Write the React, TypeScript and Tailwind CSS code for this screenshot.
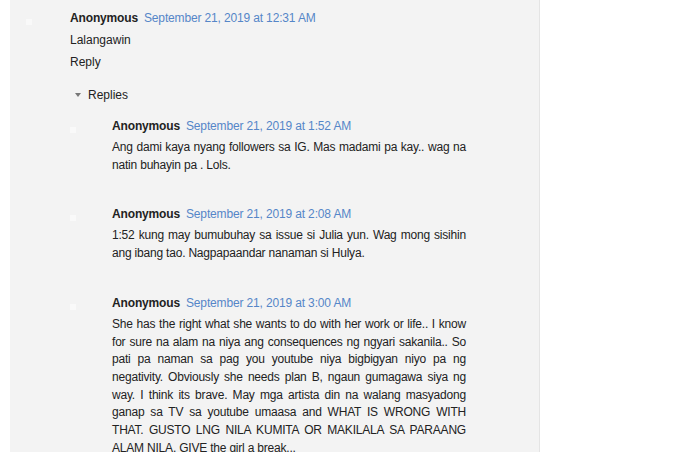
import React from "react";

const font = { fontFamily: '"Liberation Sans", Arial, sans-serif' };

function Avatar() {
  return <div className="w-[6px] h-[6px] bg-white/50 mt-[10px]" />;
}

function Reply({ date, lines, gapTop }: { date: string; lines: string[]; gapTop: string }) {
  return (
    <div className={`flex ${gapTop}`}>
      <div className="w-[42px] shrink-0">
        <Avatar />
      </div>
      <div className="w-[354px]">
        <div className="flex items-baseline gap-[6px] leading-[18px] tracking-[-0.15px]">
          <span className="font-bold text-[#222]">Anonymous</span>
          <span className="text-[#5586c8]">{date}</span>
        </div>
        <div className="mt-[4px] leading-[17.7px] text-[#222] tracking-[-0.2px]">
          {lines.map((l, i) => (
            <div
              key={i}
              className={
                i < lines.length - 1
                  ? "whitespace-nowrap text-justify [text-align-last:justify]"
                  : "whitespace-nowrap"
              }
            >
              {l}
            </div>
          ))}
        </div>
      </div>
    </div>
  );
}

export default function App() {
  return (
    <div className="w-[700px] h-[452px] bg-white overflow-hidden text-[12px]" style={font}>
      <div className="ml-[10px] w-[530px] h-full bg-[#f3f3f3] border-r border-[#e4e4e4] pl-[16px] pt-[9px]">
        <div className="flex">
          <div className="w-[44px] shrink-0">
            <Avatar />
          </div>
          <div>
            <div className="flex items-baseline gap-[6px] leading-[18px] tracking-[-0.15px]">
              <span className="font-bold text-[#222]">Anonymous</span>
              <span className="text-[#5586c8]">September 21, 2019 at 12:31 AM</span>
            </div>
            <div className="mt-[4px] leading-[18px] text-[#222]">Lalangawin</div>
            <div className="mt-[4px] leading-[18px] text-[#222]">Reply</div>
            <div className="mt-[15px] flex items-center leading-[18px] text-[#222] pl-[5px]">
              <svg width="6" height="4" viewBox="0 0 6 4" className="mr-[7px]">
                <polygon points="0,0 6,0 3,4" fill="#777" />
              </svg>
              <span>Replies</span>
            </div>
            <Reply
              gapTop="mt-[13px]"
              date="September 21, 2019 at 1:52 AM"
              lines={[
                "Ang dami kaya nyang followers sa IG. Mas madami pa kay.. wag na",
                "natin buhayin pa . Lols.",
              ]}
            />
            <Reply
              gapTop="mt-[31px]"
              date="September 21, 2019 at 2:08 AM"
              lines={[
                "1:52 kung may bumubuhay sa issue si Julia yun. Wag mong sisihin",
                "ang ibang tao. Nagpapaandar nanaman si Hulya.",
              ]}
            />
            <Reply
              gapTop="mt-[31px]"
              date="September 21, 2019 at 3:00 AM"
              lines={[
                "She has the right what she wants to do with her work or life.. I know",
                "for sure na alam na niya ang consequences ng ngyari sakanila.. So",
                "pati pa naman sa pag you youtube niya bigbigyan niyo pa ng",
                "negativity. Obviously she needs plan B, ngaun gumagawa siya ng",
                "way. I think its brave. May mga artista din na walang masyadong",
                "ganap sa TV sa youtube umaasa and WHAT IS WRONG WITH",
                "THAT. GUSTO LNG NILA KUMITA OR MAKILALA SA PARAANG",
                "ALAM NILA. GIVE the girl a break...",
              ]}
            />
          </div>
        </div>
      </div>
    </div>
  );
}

→ Short problem
In your copy, leave out the pictures and reproduce the material above exactly.

→ Answer to this exercise
Write the React, TypeScript and Tailwind CSS code for this screenshot.
import React from "react";

const font = { fontFamily: '"Liberation Sans", Arial, sans-serif' };

function Avatar() {
  return <div className="w-[6px] h-[6px] bg-white/50 mt-[10px]" />;
}

function Reply({ date, lines, gapTop }: { date: string; lines: string[]; gapTop: string }) {
  return (
    <div className={`flex ${gapTop}`}>
      <div className="w-[42px] shrink-0">
        <Avatar />
      </div>
      <div className="w-[354px]">
        <div className="flex items-baseline gap-[6px] leading-[18px] tracking-[-0.15px]">
          <span className="font-bold text-[#222]">Anonymous</span>
          <span className="text-[#5586c8]">{date}</span>
        </div>
        <div className="mt-[4px] leading-[17.7px] text-[#222] tracking-[-0.2px]">
          {lines.map((l, i) => (
            <div
              key={i}
              className={
                i < lines.length - 1
                  ? "whitespace-nowrap text-justify [text-align-last:justify]"
                  : "whitespace-nowrap"
              }
            >
              {l}
            </div>
          ))}
        </div>
      </div>
    </div>
  );
}

export default function App() {
  return (
    <div className="w-[700px] h-[452px] bg-white overflow-hidden text-[12px]" style={font}>
      <div className="ml-[10px] w-[530px] h-full bg-[#f3f3f3] border-r border-[#e4e4e4] pl-[16px] pt-[9px]">
        <div className="flex">
          <div className="w-[44px] shrink-0">
            <Avatar />
          </div>
          <div>
            <div className="flex items-baseline gap-[6px] leading-[18px] tracking-[-0.15px]">
              <span className="font-bold text-[#222]">Anonymous</span>
              <span className="text-[#5586c8]">September 21, 2019 at 12:31 AM</span>
            </div>
            <div className="mt-[4px] leading-[18px] text-[#222]">Lalangawin</div>
            <div className="mt-[4px] leading-[18px] text-[#222]">Reply</div>
            <div className="mt-[15px] flex items-center leading-[18px] text-[#222] pl-[5px]">
              <svg width="6" height="4" viewBox="0 0 6 4" className="mr-[7px]">
                <polygon points="0,0 6,0 3,4" fill="#777" />
              </svg>
              <span>Replies</span>
            </div>
            <Reply
              gapTop="mt-[13px]"
              date="September 21, 2019 at 1:52 AM"
              lines={[
                "Ang dami kaya nyang followers sa IG. Mas madami pa kay.. wag na",
                "natin buhayin pa . Lols.",
              ]}
            />
            <Reply
              gapTop="mt-[31px]"
              date="September 21, 2019 at 2:08 AM"
              lines={[
                "1:52 kung may bumubuhay sa issue si Julia yun. Wag mong sisihin",
                "ang ibang tao. Nagpapaandar nanaman si Hulya.",
              ]}
            />
            <Reply
              gapTop="mt-[31px]"
              date="September 21, 2019 at 3:00 AM"
              lines={[
                "She has the right what she wants to do with her work or life.. I know",
                "for sure na alam na niya ang consequences ng ngyari sakanila.. So",
                "pati pa naman sa pag you youtube niya bigbigyan niyo pa ng",
                "negativity. Obviously she needs plan B, ngaun gumagawa siya ng",
                "way. I think its brave. May mga artista din na walang masyadong",
                "ganap sa TV sa youtube umaasa and WHAT IS WRONG WITH",
                "THAT. GUSTO LNG NILA KUMITA OR MAKILALA SA PARAANG",
                "ALAM NILA. GIVE the girl a break...",
              ]}
            />
          </div>
        </div>
      </div>
    </div>
  );
}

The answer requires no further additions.